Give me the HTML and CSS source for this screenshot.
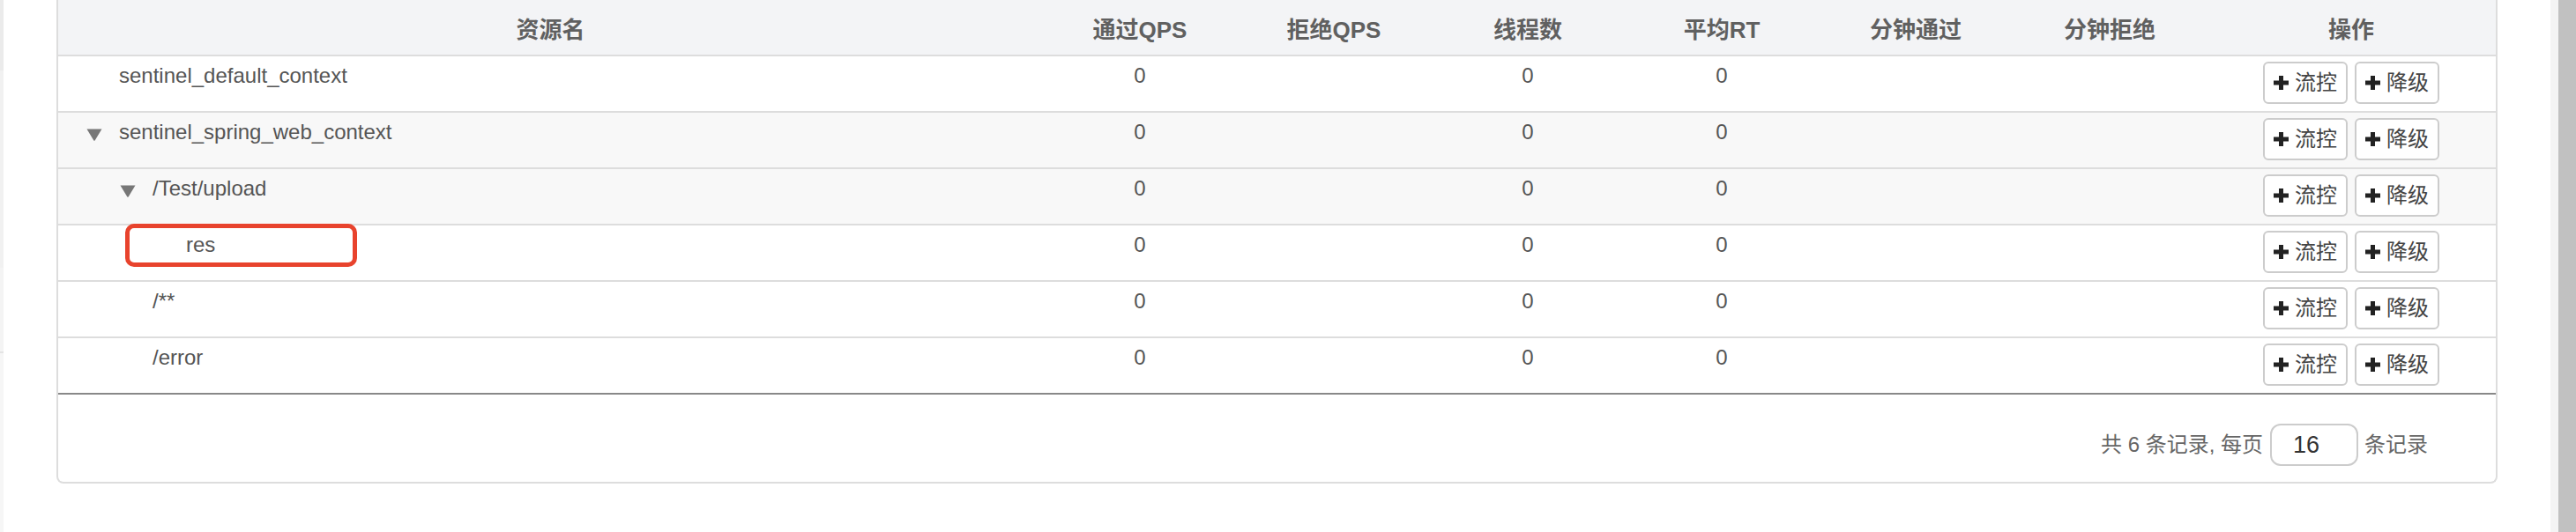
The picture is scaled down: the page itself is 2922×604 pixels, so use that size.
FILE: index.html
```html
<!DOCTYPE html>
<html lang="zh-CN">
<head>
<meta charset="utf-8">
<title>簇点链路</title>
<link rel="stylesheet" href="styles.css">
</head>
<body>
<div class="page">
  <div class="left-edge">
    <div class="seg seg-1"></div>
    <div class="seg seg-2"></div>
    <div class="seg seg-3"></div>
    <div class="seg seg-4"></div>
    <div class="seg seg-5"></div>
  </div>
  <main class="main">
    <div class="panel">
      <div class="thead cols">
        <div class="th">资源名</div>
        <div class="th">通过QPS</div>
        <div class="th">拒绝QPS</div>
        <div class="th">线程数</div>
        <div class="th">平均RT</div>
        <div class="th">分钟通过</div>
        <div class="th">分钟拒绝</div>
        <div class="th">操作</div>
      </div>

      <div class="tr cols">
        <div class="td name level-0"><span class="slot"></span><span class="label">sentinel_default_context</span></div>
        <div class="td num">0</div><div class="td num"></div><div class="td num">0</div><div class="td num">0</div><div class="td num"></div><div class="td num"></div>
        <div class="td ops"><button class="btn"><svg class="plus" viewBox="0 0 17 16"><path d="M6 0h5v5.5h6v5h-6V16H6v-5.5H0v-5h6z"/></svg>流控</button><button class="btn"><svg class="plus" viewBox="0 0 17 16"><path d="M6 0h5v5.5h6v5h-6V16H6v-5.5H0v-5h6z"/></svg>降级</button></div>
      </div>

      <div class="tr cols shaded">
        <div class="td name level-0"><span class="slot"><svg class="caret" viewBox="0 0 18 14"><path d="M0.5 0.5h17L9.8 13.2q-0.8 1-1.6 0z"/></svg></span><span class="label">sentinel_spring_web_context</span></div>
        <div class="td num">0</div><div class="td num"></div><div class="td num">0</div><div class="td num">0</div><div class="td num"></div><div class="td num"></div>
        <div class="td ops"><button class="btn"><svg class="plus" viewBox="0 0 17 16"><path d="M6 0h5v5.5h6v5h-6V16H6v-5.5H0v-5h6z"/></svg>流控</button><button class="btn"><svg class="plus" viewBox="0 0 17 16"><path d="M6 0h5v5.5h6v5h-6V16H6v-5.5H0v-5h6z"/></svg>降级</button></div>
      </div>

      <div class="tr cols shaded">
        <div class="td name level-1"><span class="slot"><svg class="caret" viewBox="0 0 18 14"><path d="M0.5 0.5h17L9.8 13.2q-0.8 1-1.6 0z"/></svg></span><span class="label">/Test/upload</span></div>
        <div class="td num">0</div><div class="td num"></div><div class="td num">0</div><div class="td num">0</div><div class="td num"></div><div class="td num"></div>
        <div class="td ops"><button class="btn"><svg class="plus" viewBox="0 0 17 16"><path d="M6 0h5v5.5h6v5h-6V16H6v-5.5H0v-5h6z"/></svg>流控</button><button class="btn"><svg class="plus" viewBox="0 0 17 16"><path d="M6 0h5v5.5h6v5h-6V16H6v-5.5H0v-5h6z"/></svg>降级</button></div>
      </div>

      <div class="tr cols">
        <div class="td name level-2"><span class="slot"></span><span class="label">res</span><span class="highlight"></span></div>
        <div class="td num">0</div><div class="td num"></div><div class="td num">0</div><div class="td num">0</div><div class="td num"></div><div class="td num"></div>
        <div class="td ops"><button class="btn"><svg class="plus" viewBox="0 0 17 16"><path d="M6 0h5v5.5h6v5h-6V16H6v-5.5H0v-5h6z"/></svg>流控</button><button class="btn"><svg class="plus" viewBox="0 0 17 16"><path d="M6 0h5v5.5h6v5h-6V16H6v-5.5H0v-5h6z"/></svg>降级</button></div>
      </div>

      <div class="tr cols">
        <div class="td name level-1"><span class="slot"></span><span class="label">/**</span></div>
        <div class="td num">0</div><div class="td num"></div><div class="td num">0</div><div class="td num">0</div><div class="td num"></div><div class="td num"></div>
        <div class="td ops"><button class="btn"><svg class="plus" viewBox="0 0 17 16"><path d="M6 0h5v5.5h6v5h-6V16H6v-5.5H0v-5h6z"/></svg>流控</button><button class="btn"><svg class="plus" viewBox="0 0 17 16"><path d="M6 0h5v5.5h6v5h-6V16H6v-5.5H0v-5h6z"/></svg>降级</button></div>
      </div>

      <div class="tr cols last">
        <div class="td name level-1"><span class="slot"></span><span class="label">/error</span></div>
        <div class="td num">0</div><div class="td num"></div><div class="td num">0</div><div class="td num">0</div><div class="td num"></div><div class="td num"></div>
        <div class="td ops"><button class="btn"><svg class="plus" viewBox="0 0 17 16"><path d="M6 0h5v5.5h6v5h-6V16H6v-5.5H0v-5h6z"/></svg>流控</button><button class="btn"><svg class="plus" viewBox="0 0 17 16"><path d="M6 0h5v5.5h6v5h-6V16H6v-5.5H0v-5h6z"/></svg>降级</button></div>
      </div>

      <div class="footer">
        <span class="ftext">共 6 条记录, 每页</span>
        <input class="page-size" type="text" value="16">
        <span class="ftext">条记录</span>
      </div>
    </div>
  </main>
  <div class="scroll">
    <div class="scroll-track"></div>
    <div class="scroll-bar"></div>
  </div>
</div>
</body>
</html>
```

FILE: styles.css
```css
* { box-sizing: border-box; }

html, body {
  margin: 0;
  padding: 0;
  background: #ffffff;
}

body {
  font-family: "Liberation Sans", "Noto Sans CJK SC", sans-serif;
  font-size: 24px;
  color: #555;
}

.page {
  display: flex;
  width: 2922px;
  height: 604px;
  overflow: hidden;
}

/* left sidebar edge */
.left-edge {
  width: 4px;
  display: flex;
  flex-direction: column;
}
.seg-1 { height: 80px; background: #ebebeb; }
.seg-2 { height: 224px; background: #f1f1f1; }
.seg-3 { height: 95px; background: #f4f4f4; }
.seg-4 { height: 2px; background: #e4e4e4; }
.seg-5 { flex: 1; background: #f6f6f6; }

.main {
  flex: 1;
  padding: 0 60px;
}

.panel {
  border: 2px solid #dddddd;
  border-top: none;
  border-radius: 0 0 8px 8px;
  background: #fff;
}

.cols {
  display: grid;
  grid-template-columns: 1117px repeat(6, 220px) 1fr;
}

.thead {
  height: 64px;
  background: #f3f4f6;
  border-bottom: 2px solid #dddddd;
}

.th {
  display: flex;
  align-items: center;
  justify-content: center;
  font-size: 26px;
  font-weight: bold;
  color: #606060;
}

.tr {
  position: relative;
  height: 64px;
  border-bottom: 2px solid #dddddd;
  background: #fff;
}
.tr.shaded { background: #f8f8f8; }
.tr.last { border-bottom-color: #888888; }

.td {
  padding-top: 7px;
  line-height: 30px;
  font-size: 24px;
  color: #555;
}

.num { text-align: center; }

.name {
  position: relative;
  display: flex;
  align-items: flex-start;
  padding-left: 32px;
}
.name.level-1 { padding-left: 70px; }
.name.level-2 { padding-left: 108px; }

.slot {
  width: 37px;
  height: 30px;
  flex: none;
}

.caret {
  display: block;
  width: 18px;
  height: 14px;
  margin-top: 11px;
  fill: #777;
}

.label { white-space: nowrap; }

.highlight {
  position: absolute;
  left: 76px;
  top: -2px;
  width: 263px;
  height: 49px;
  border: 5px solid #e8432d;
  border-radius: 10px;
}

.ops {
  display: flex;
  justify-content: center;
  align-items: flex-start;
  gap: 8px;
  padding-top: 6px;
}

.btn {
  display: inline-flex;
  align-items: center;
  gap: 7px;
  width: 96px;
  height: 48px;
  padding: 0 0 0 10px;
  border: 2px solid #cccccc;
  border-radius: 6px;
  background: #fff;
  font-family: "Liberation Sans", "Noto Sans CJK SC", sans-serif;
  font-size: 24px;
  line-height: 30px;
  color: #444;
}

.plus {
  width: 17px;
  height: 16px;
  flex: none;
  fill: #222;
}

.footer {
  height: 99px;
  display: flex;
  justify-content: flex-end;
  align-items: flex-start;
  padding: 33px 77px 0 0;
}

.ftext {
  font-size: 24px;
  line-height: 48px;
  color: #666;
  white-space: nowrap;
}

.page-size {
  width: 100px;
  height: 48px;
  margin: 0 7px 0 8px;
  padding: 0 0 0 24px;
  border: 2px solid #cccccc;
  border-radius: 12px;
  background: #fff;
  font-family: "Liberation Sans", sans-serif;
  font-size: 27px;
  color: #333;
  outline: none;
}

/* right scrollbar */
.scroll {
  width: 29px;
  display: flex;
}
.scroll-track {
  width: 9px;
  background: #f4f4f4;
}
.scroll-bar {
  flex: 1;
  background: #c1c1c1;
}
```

........

**WRITTEN INSTRUCTION**
Find all lines where the word "page" appears. Copy them.

**RESPONSE TO THE TASK**
The picture is scaled down: the page itself is 2922×604 pixels, so use that size.
<div class="page">
        <input class="page-size" type="text" value="16">
.page {
.page-size {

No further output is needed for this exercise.